LGBTQ characters make up for 33% of Saga's dead, which is fairly consistent with queer representation in the comic. By the numbers, it's clear that the bury your gays trope isn't really a factor here. I think the reason people are being consistently surprised by the death of queer characters is simply because Saga has a way higher than average number of queer characters. Saga is a comic that's normalized queerness in its characters to the point where it's tough to kill anyone outside the central family without killing someone queer. (Read more)
u/Whataccoolguy, "A look at Saga's characters, queerness, and death [SPOILERS], r/SAGAcomic (reddit), July 4, 2018.
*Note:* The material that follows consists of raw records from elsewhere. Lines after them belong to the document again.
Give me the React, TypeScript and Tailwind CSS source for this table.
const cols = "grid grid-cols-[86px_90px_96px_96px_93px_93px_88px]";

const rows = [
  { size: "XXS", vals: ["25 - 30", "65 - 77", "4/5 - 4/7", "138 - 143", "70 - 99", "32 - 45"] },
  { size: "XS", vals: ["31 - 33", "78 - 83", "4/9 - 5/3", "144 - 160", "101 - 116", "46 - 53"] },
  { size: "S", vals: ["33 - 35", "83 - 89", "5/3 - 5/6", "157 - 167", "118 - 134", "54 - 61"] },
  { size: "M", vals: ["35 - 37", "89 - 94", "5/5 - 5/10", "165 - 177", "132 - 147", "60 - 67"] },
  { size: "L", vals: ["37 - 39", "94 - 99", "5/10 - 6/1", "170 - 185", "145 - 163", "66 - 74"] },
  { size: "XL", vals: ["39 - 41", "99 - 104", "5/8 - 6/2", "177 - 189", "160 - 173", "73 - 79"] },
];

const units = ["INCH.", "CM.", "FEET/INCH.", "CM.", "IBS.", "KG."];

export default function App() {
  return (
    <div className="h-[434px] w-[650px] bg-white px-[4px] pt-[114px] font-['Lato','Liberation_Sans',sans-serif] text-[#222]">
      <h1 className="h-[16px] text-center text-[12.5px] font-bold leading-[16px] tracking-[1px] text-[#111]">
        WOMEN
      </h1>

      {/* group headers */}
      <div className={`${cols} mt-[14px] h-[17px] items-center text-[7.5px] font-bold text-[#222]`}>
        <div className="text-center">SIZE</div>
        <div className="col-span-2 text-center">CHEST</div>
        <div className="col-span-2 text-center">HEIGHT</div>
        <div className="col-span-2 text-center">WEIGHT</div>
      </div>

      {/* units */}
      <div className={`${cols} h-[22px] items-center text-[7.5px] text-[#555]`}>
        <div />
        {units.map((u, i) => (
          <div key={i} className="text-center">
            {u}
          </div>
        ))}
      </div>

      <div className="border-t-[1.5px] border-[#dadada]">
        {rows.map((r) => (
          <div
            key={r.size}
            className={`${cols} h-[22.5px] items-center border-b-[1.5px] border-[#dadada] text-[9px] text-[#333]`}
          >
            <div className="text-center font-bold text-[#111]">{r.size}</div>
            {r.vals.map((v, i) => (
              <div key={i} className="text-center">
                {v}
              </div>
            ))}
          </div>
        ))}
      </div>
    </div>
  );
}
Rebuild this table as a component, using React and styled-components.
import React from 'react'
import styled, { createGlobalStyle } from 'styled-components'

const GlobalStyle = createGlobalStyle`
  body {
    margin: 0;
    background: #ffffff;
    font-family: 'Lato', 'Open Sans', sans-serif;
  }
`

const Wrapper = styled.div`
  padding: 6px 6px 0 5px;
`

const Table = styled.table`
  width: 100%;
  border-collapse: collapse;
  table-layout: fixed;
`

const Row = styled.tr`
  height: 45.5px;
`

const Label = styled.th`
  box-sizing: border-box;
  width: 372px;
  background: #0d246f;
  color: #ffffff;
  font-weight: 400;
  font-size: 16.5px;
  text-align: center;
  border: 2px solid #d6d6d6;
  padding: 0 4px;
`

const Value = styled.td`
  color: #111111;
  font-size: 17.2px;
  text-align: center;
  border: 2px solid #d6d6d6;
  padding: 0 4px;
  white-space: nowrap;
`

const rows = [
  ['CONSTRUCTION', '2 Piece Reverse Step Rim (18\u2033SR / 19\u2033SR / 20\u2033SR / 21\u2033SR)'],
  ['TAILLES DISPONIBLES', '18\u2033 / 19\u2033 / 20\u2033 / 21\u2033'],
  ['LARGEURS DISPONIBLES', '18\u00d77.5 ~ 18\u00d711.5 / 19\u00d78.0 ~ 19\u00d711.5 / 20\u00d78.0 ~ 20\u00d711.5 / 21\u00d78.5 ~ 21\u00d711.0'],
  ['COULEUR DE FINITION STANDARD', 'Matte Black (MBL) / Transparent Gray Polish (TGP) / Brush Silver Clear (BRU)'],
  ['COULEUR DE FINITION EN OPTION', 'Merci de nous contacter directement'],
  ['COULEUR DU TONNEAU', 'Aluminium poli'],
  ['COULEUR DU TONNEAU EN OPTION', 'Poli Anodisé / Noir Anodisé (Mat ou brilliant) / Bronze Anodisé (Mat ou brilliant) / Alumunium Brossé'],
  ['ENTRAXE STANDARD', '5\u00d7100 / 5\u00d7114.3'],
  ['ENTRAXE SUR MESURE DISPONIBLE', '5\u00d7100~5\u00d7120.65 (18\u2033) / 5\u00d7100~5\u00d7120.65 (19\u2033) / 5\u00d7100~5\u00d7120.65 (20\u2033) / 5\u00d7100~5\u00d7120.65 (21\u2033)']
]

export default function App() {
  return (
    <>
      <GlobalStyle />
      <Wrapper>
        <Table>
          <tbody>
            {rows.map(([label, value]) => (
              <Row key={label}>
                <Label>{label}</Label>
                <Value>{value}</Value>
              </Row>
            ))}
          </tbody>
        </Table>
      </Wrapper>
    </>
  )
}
There is an explicit sex scene between Upsher and Doff. Like with the nudity of the trans woman Petrichor from #31, this scene is not meant to fetishize the characters but affirm their identity despite opposition. Upsher and Doff’s strongest resistance is to, even in secret, love themselves and each other. It’s a very powerful theme that can even relate back to Alana and Marko, two heterosexual characters that continue to love each other despite superpowers that want them apart. (Read more)
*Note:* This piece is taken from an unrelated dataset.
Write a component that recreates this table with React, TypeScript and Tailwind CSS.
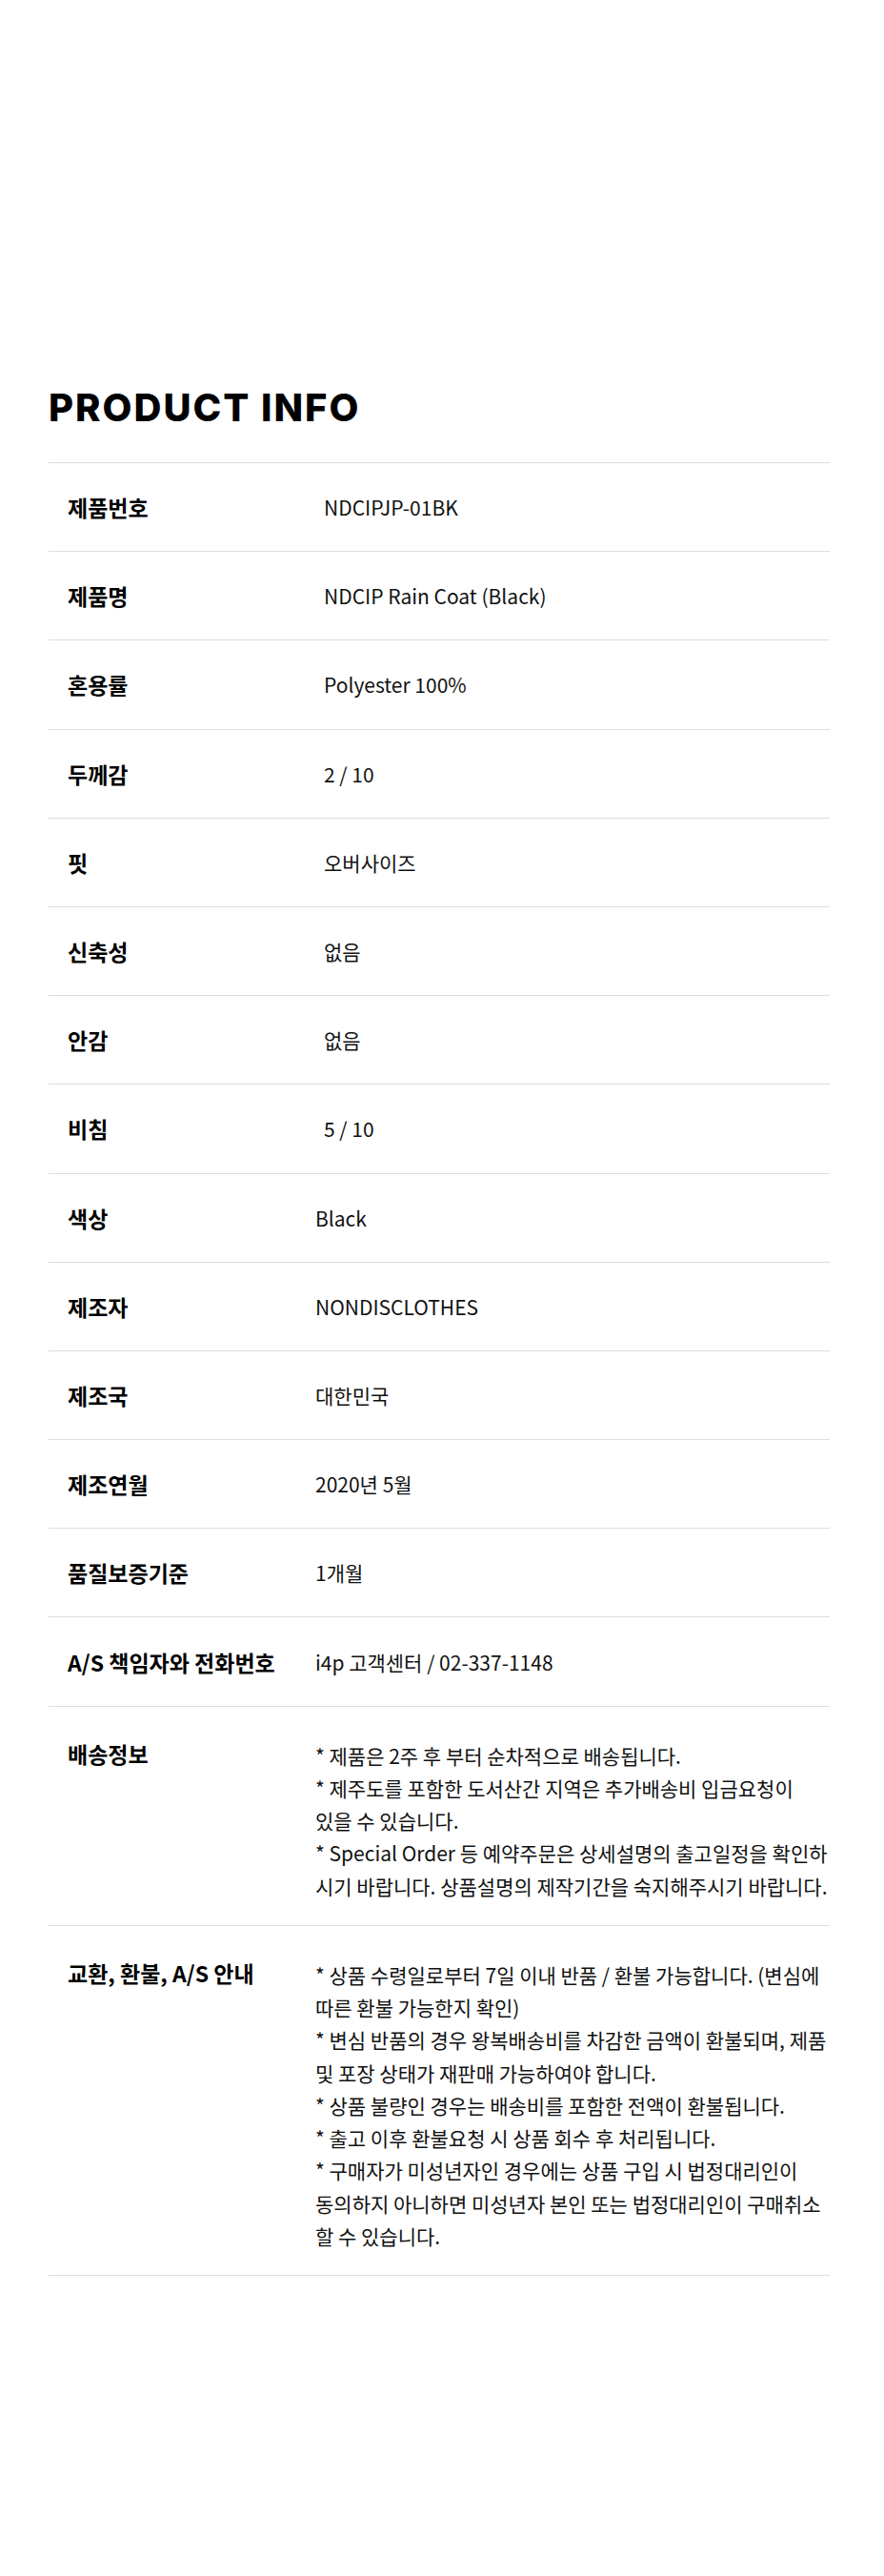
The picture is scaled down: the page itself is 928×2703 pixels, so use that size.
import React from "react";

const FONT = { fontFamily: '"Noto Sans CJK KR", "Noto Sans", sans-serif' };

type Row = { label: string; value: string; shift?: boolean };

const rows: Row[] = [
  { label: "제품번호", value: "NDCIPJP-01BK", shift: true },
  { label: "제품명", value: "NDCIP Rain Coat (Black)", shift: true },
  { label: "혼용률", value: "Polyester 100%", shift: true },
  { label: "두께감", value: "2 / 10", shift: true },
  { label: "핏", value: "오버사이즈", shift: true },
  { label: "신축성", value: "없음", shift: true },
  { label: "안감", value: "없음", shift: true },
  { label: "비침", value: "5 / 10", shift: true },
  { label: "색상", value: "Black" },
  { label: "제조자", value: "NONDISCLOTHES" },
  { label: "제조국", value: "대한민국" },
  { label: "제조연월", value: "2020년 5월" },
  { label: "품질보증기준", value: "1개월" },
  { label: "A/S 책임자와 전화번호", value: "i4p 고객센터 / 02-337-1148" },
];

const shipping = [
  "* 제품은 2주 후 부터 순차적으로 배송됩니다.",
  "* 제주도를 포함한 도서산간 지역은 추가배송비 입금요청이",
  "있을 수 있습니다.",
  "* Special Order 등 예약주문은 상세설명의 출고일정을 확인하",
  "시기 바랍니다. 상품설명의 제작기간을 숙지해주시기 바랍니다.",
];

const refund = [
  "* 상품 수령일로부터 7일 이내 반품 / 환불 가능합니다. (변심에",
  "따른 환불 가능한지 확인)",
  "* 변심 반품의 경우 왕복배송비를 차감한 금액이 환불되며, 제품",
  "및 포장 상태가 재판매 가능하여야 합니다.",
  "* 상품 불량인 경우는 배송비를 포함한 전액이 환불됩니다.",
  "* 출고 이후 환불요청 시 상품 회수 후 처리됩니다.",
  "* 구매자가 미성년자인 경우에는 상품 구입 시 법정대리인이",
  "동의하지 아니하면 미성년자 본인 또는 법정대리인이 구매취소",
  "할 수 있습니다.",
];

export default function App() {
  return (
    <div className="min-h-[2703px] bg-white text-black" style={FONT}>
      <div className="ml-[51px] w-[820px] pt-[408px]">
        <h1
          className="text-[40px] font-extrabold leading-[40px] tracking-[2px] text-black"
          style={{ fontFamily: 'Inter, "Noto Sans", sans-serif' }}
        >
          PRODUCT INFO
        </h1>
        <div className="mt-[37px] border-t border-[#dddddd]">
          {rows.map((r) => (
            <div
              key={r.label}
              className="grid h-[93.2px] grid-cols-[280px_1fr] items-center border-b border-[#dddddd]"
            >
              <div className="pl-[20px] text-[23px] font-bold leading-[32px] text-black">{r.label}</div>
              <div className={"text-[21px] leading-[32px] text-[#111111] " + (r.shift ? "pl-[9px]" : "")}>
                {r.value}
              </div>
            </div>
          ))}
          <div className="grid grid-cols-[280px_1fr] border-b border-[#dddddd] pt-[34px] pb-[24px]">
            <div className="pl-[20px] text-[23px] font-bold leading-[30px] text-black">배송정보</div>
            <div className="text-[21px] leading-[34.25px] text-[#111111]">
              {shipping.map((l, i) => (
                <div key={i} className="whitespace-nowrap">{l}</div>
              ))}
            </div>
          </div>
          <div className="grid grid-cols-[280px_1fr] border-b border-[#dddddd] pt-[34px] pb-[24px]">
            <div className="pl-[20px] text-[23px] font-bold leading-[30px] text-black">교환, 환불, A/S 안내</div>
            <div className="text-[21px] leading-[34.25px] text-[#111111]">
              {refund.map((l, i) => (
                <div key={i} className="whitespace-nowrap">{l}</div>
              ))}
            </div>
          </div>
        </div>
      </div>
    </div>
  );
}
Ben Howard, "Gay love and investigative journalism in Saga #33," PopOptiq, January 29, 2016.
[A]as the political sphere grows ever more toxic with ascendant nativism and other displays of prejudice, Saga stands out as a profane, glorious ode to compassion and equality. But Saga also makes visible individuals whom Hollywood has historically ignored or erased on the flawed grounds that stories about queer characters or people of color aren’t broadly marketable... The claim, meanwhile, that Saga is opposed to family misunderstands it completely... Amid its characters’ imperfection and even dysfunction, Saga always returns to heartwarming themes: finding and building family, and earning redemption through forgiveness and love. As the narrator reminds readers, “If a chain is only as strong as its weakest link, then a family is more like a ROPE. We’re lots of fragile little strands, and we survive by becoming hopelessly intertwined with each other.” (Read more)
Shaan Amin, "The sprawling, empathetic adventure of Saga," The Atlantic, March 28, 2018.